Goal: In the listing that follows, count each line where the word "React" appears; write nothing but the count.

Data excerpt:
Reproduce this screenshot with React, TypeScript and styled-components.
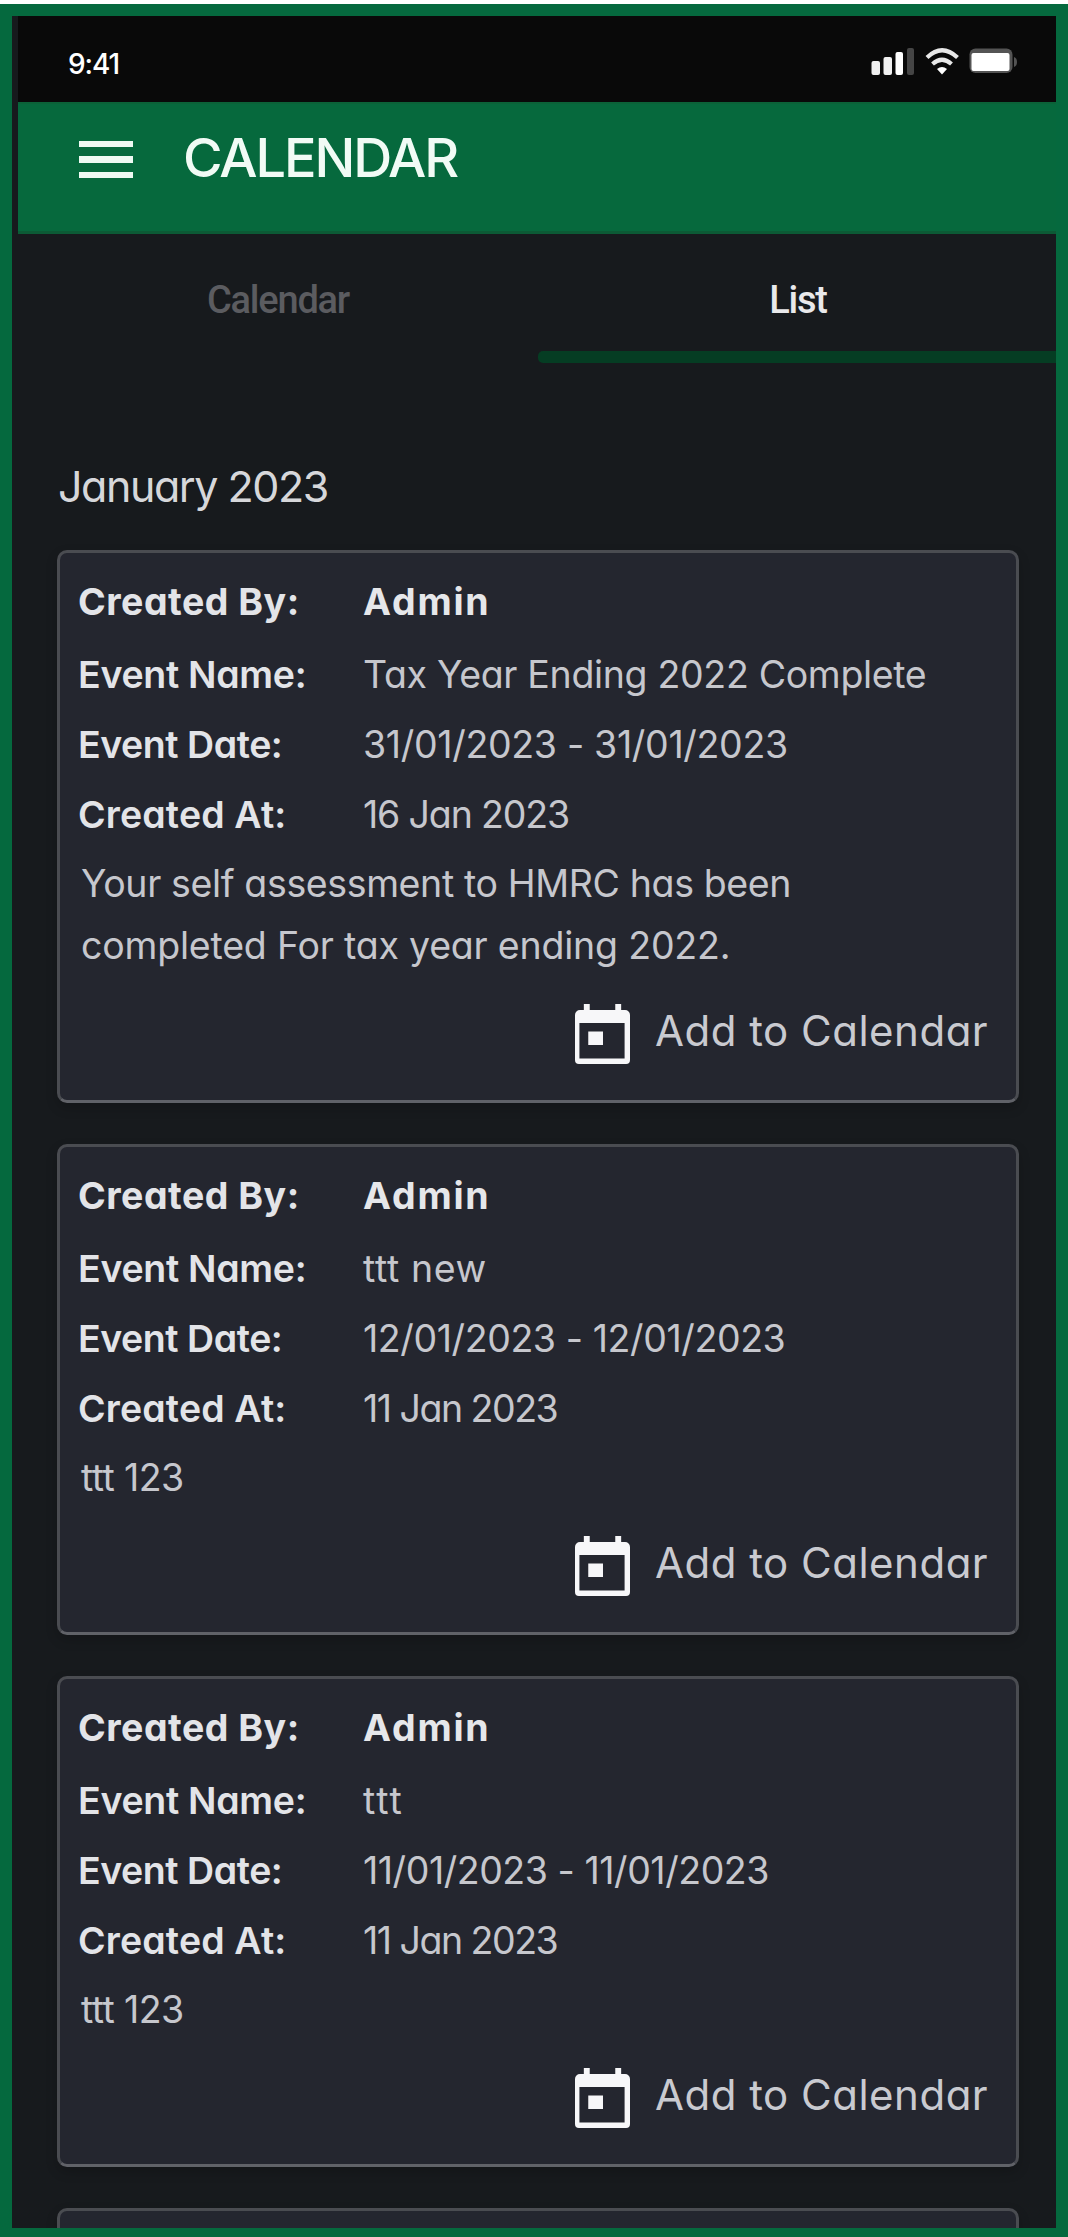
import React from "react";
import styled, { createGlobalStyle } from "styled-components";

const GlobalStyle = createGlobalStyle`
  *, *::before, *::after { box-sizing: border-box; }
  body {
    margin: 0;
    background: #fff;
    font-family: Inter, "Open Sans", sans-serif;
    font-feature-settings: "cv11" 1;
  }
`;

const Page = styled.div`
  height: 2237px;
  padding-top: 4px;
  overflow: hidden;
`;

const Frame = styled.div`
  height: 2233px;
  border: 12px solid #05693e;
  border-bottom-width: 9px;
  background: #171a1d;
  overflow: hidden;
`;

const TopArea = styled.div`
  margin-left: 6px;
`;

const StatusBar = styled.div`
  height: 86px;
  padding: 0 39px 0 50px;
  display: flex;
  justify-content: space-between;
  background: #090909;
`;

const Clock = styled.span`
  line-height: 96px;
  font-size: 28px;
  font-weight: 500;
  letter-spacing: -1.1px;
  color: #fff;
`;

const StatusIcons = styled.svg`
  display: block;
  width: 146px;
  height: 30px;
  margin-top: 30px;
`;

const Header = styled.header`
  height: 132px;
  padding: 0 61px 20px;
  display: flex;
  align-items: center;
  gap: 50px;
  background: #06693d;
  border-top: 2px solid #0b6238;
  border-bottom: 3px solid #0c5a35;
`;

const Burger = styled.div`
  width: 54px;
  display: flex;
  flex-direction: column;
  gap: 9px;
  margin-top: 4px;
`;

const BurgerLine = styled.span`
  height: 6.6px;
  background: #eefaf3;
`;

const Title = styled.h1`
  margin: 0;
  font-size: 54px;
  line-height: 64px;
  font-weight: 500;
  letter-spacing: -2.1px;
  color: #f1fbf5;
`;

const Tabs = styled.nav`
  height: 129px;
  display: grid;
  grid-template-columns: 520px 1fr;
`;

const Tab = styled.div<{ $active?: boolean }>`
  position: relative;
  padding-top: 38px;
  padding-left: ${(p) => (p.$active ? 2 : 0)}px;
  text-align: center;
  font-family: Roboto, sans-serif;
  font-size: 38px;
  line-height: 56px;
  font-weight: 500;
  letter-spacing: -1.2px;
  color: ${(p) => (p.$active ? "#e9e9eb" : "#5b5c60")};
`;

const Indicator = styled.span`
  position: absolute;
  left: 0;
  right: 0;
  bottom: 0;
  height: 12px;
  border-radius: 5px 0 0 5px;
  background: #053d23;
`;

const List = styled.main`
  padding: 89px 37px 0 45px;
`;

const Month = styled.h2`
  margin: 0 0 30px 1px;
  font-size: 43px;
  line-height: 68px;
  font-weight: 400;
  letter-spacing: -1.45px;
  color: #d6d7da;
`;

const Cards = styled.div`
  display: flex;
  flex-direction: column;
  gap: 41px;
`;

const Card = styled.article`
  min-height: 60px;
  padding: 14px 26px 36px 18px;
  border: 3px solid #4a4c51;
  border-bottom-color: #606268;
  border-radius: 10px;
  background: #24262f;
  box-shadow: 0 5px 12px rgba(0, 0, 0, 0.18);
`;

const Row = styled.div<{ $lead?: boolean }>`
  display: grid;
  grid-template-columns: 285px 1fr;
  height: ${(p) => (p.$lead ? 73 : 70)}px;
  font-size: 37.5px;
  line-height: 70px;
  white-space: nowrap;
`;

const Label = styled.span<{ $spacing: number; $weight: number }>`
  font-weight: ${(p) => p.$weight};
  letter-spacing: ${(p) => p.$spacing}px;
  color: #e3e4e8;
`;

const Value = styled.span<{ $spacing: number; $strong?: boolean }>`
  font-weight: ${(p) => (p.$strong ? 700 : 400)};
  letter-spacing: ${(p) => p.$spacing}px;
  color: ${(p) => (p.$strong ? "#e6e7ea" : "#c6c7cd")};
`;

const Note = styled.div`
  padding: 3px 0 0 3px;
`;

const NoteLine = styled.p<{ $spacing: number }>`
  margin: 0;
  font-size: 37.5px;
  line-height: 62px;
  font-weight: 400;
  letter-spacing: ${(p) => p.$spacing}px;
  color: #c6c7cd;
  white-space: nowrap;
`;

const Action = styled.div`
  display: flex;
  justify-content: flex-end;
  height: 60px;
  margin-top: 27px;
`;

const ActionIcon = styled.svg`
  width: 55px;
  height: 60px;
`;

const ActionText = styled.span`
  width: 335px;
  margin-top: -3px;
  margin-left: 25px;
  font-size: 42px;
  line-height: 60px;
  font-weight: 400;
  letter-spacing: 0.5px;
  white-space: nowrap;
  color: #c9cad0;
`;

type Fitted = [text: string, spacing: number];

interface EventItem {
  name: Fitted;
  date: Fitted;
  created: Fitted;
  note: Fitted[];
}

const events: EventItem[] = [
  {
    name: ["Tax Year Ending 2022 Complete", -0.33],
    date: ["31/01/2023 - 31/01/2023", -0.32],
    created: ["16 Jan 2023", -1.15],
    note: [
      ["Your self assessment to HMRC has been", -0.37],
      ["completed For tax year ending 2022.", -0.2],
    ],
  },
  {
    name: ["ttt new", 0.6],
    date: ["12/01/2023 - 12/01/2023", -0.4],
    created: ["11 Jan 2023", -1.5],
    note: [["ttt 123", -0.6]],
  },
  {
    name: ["ttt", 1.9],
    date: ["11/01/2023 - 11/01/2023", -0.45],
    created: ["11 Jan 2023", -1.5],
    note: [["ttt 123", -0.6]],
  },
];

const TodayIcon = () => (
  <ActionIcon viewBox="0 0 56 60" preserveAspectRatio="none">
    <path
      fill="#f7f7f9"
      fillRule="evenodd"
      d="M9 0h6v6h26V0h6v6h4a5 5 0 0 1 5 5v45a4 4 0 0 1-4 4H4a4 4 0 0 1-4-4V11a5 5 0 0 1 5-5h4zM4.500 19v35.500h46V19z"
    />
    <rect x="13.500" y="27.500" width="15" height="13.500" fill="#f7f7f9" />
  </ActionIcon>
);

const PhoneStatus = () => (
  <StatusIcons viewBox="871 46 146 30">
    <rect x="871.500" y="61" width="8.500" height="14" rx="2" fill="#f0f0f0" />
    <rect x="883.500" y="57" width="8.500" height="18" rx="2" fill="#f0f0f0" />
    <rect x="895.500" y="52" width="7.500" height="23" rx="2" fill="#fff" />
    <rect x="907" y="48" width="7" height="27" rx="2" fill="#454545" />
    <g fill="none" stroke="#e8e8e8" strokeWidth="4.200">
      <path d="M927 57.500Q942 43 957.500 57.500" />
      <path d="M932.500 64Q942 55.500 951.500 64" />
    </g>
    <path d="M937 69Q942 65 947 69L942 74.500z" fill="#fff" />
    <rect x="969.500" y="48.500" width="43" height="24.500" rx="6" fill="#545454" />
    <rect x="971.500" y="53" width="38" height="18" rx="2" fill="#fff" />
    <path d="M1014 57c4 1 4 9 0 10z" fill="#545454" />
  </StatusIcons>
);

const EventCard = ({ item }: { item: EventItem }) => (
  <Card>
    <Row $lead>
      <Label $weight={700} $spacing={0.5}>Created By:</Label>
      <Value $strong $spacing={1.8}>Admin</Value>
    </Row>
    <Row>
      <Label $weight={600} $spacing={-0.3}>Event Name:</Label>
      <Value $spacing={item.name[1]}>{item.name[0]}</Value>
    </Row>
    <Row>
      <Label $weight={600} $spacing={-0.45}>Event Date:</Label>
      <Value $spacing={item.date[1]}>{item.date[0]}</Value>
    </Row>
    <Row>
      <Label $weight={600} $spacing={0.15}>Created At:</Label>
      <Value $spacing={item.created[1]}>{item.created[0]}</Value>
    </Row>
    <Note>
      {item.note.map(([text, spacing]) => (
        <NoteLine key={text} $spacing={spacing}>{text}</NoteLine>
      ))}
    </Note>
    <Action>
      <TodayIcon />
      <ActionText>Add to Calendar</ActionText>
    </Action>
  </Card>
);

export default function App() {
  return (
    <>
      <GlobalStyle />
      <Page>
        <Frame>
          <TopArea>
            <StatusBar>
              <Clock>9:41</Clock>
              <PhoneStatus />
            </StatusBar>
            <Header>
              <Burger>
                <BurgerLine />
                <BurgerLine />
                <BurgerLine />
              </Burger>
              <Title>CALENDAR</Title>
            </Header>
            <Tabs>
              <Tab>Calendar</Tab>
              <Tab $active>
                List
                <Indicator />
              </Tab>
            </Tabs>
          </TopArea>
          <List>
            <Month>January 2023</Month>
            <Cards>
              {events.map((item, index) => (
                <EventCard key={index} item={item} />
              ))}
              <Card />
            </Cards>
          </List>
        </Frame>
      </Page>
    </>
  );
}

Final result: 2